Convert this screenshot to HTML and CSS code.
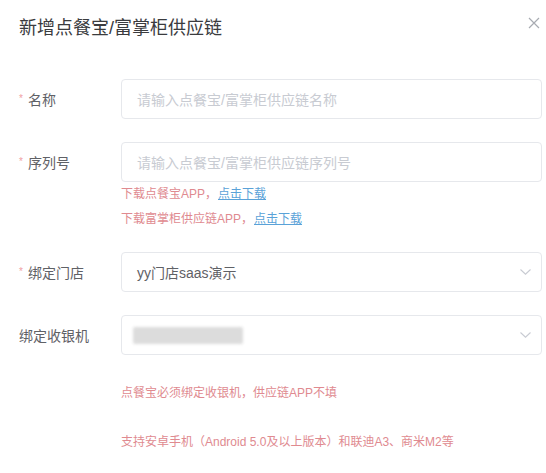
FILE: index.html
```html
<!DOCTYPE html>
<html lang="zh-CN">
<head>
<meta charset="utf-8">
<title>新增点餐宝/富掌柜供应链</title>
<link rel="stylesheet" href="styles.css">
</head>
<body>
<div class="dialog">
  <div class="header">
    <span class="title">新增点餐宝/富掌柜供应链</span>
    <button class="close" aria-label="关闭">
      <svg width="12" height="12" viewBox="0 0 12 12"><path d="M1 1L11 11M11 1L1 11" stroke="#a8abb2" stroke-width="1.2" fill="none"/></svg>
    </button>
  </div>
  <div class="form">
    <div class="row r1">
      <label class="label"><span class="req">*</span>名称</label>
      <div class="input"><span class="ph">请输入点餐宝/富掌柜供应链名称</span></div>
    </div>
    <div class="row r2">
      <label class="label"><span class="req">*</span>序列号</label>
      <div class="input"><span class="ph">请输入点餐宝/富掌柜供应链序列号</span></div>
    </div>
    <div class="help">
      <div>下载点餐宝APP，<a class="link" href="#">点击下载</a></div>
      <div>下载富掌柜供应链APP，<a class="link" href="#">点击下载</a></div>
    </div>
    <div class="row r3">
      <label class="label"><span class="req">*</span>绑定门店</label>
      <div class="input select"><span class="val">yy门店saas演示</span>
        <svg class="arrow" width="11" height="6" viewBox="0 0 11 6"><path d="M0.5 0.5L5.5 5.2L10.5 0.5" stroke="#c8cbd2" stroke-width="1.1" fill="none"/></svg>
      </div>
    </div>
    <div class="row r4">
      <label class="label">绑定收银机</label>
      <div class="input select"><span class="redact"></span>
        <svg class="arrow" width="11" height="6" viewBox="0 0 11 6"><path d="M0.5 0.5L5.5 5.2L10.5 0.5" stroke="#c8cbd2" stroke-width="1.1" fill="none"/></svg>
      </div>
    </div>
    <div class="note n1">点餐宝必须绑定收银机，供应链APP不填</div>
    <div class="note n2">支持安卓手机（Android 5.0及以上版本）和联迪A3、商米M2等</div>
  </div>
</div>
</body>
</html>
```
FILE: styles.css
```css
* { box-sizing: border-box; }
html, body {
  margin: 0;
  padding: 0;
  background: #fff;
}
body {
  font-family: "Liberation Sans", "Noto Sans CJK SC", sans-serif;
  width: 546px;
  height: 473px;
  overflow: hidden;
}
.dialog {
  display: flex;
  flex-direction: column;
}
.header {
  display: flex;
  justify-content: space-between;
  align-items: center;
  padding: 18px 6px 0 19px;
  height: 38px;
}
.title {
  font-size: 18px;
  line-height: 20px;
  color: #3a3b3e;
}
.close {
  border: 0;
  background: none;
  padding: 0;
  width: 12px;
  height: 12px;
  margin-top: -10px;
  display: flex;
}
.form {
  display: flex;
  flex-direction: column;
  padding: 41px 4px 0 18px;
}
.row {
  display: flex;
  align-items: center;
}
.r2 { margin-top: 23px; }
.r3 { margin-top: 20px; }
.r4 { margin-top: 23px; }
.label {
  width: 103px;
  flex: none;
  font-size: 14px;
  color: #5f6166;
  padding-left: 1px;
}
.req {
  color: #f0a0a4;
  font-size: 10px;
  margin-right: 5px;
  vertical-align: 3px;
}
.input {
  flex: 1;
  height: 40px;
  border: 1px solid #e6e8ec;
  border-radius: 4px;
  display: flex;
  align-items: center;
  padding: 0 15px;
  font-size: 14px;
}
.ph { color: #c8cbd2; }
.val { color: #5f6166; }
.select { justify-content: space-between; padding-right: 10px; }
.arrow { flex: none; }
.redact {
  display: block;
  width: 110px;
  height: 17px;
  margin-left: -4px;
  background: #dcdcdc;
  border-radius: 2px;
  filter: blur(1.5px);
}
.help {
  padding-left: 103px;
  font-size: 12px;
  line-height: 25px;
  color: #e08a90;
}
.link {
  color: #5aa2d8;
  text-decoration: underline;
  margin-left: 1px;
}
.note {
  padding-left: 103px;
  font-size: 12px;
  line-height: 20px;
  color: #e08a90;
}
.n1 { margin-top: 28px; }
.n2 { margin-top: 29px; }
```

» **STATED EXERCISE**: Pictures in the data above should not be copied; transcribe everything else exactly.

» **RESPONSE TO THE EXERCISE**:
Convert this screenshot to HTML and CSS code.
FILE: index.html
```html
<!DOCTYPE html>
<html lang="zh-CN">
<head>
<meta charset="utf-8">
<title>新增点餐宝/富掌柜供应链</title>
<link rel="stylesheet" href="styles.css">
</head>
<body>
<div class="dialog">
  <div class="header">
    <span class="title">新增点餐宝/富掌柜供应链</span>
    <button class="close" aria-label="关闭">
      <svg width="12" height="12" viewBox="0 0 12 12"><path d="M1 1L11 11M11 1L1 11" stroke="#a8abb2" stroke-width="1.2" fill="none"/></svg>
    </button>
  </div>
  <div class="form">
    <div class="row r1">
      <label class="label"><span class="req">*</span>名称</label>
      <div class="input"><span class="ph">请输入点餐宝/富掌柜供应链名称</span></div>
    </div>
    <div class="row r2">
      <label class="label"><span class="req">*</span>序列号</label>
      <div class="input"><span class="ph">请输入点餐宝/富掌柜供应链序列号</span></div>
    </div>
    <div class="help">
      <div>下载点餐宝APP，<a class="link" href="#">点击下载</a></div>
      <div>下载富掌柜供应链APP，<a class="link" href="#">点击下载</a></div>
    </div>
    <div class="row r3">
      <label class="label"><span class="req">*</span>绑定门店</label>
      <div class="input select"><span class="val">yy门店saas演示</span>
        <svg class="arrow" width="11" height="6" viewBox="0 0 11 6"><path d="M0.5 0.5L5.5 5.2L10.5 0.5" stroke="#c8cbd2" stroke-width="1.1" fill="none"/></svg>
      </div>
    </div>
    <div class="row r4">
      <label class="label">绑定收银机</label>
      <div class="input select"><span class="redact"></span>
        <svg class="arrow" width="11" height="6" viewBox="0 0 11 6"><path d="M0.5 0.5L5.5 5.2L10.5 0.5" stroke="#c8cbd2" stroke-width="1.1" fill="none"/></svg>
      </div>
    </div>
    <div class="note n1">点餐宝必须绑定收银机，供应链APP不填</div>
    <div class="note n2">支持安卓手机（Android 5.0及以上版本）和联迪A3、商米M2等</div>
  </div>
</div>
</body>
</html>
```
FILE: styles.css
```css
* { box-sizing: border-box; }
html, body {
  margin: 0;
  padding: 0;
  background: #fff;
}
body {
  font-family: "Liberation Sans", "Noto Sans CJK SC", sans-serif;
  width: 546px;
  height: 473px;
  overflow: hidden;
}
.dialog {
  display: flex;
  flex-direction: column;
}
.header {
  display: flex;
  justify-content: space-between;
  align-items: center;
  padding: 18px 6px 0 19px;
  height: 38px;
}
.title {
  font-size: 18px;
  line-height: 20px;
  color: #3a3b3e;
}
.close {
  border: 0;
  background: none;
  padding: 0;
  width: 12px;
  height: 12px;
  margin-top: -10px;
  display: flex;
}
.form {
  display: flex;
  flex-direction: column;
  padding: 41px 4px 0 18px;
}
.row {
  display: flex;
  align-items: center;
}
.r2 { margin-top: 23px; }
.r3 { margin-top: 20px; }
.r4 { margin-top: 23px; }
.label {
  width: 103px;
  flex: none;
  font-size: 14px;
  color: #5f6166;
  padding-left: 1px;
}
.req {
  color: #f0a0a4;
  font-size: 10px;
  margin-right: 5px;
  vertical-align: 3px;
}
.input {
  flex: 1;
  height: 40px;
  border: 1px solid #e6e8ec;
  border-radius: 4px;
  display: flex;
  align-items: center;
  padding: 0 15px;
  font-size: 14px;
}
.ph { color: #c8cbd2; }
.val { color: #5f6166; }
.select { justify-content: space-between; padding-right: 10px; }
.arrow { flex: none; }
.redact {
  display: block;
  width: 110px;
  height: 17px;
  margin-left: -4px;
  background: #dcdcdc;
  border-radius: 2px;
  filter: blur(1.5px);
}
.help {
  padding-left: 103px;
  font-size: 12px;
  line-height: 25px;
  color: #e08a90;
}
.link {
  color: #5aa2d8;
  text-decoration: underline;
  margin-left: 1px;
}
.note {
  padding-left: 103px;
  font-size: 12px;
  line-height: 20px;
  color: #e08a90;
}
.n1 { margin-top: 28px; }
.n2 { margin-top: 29px; }
```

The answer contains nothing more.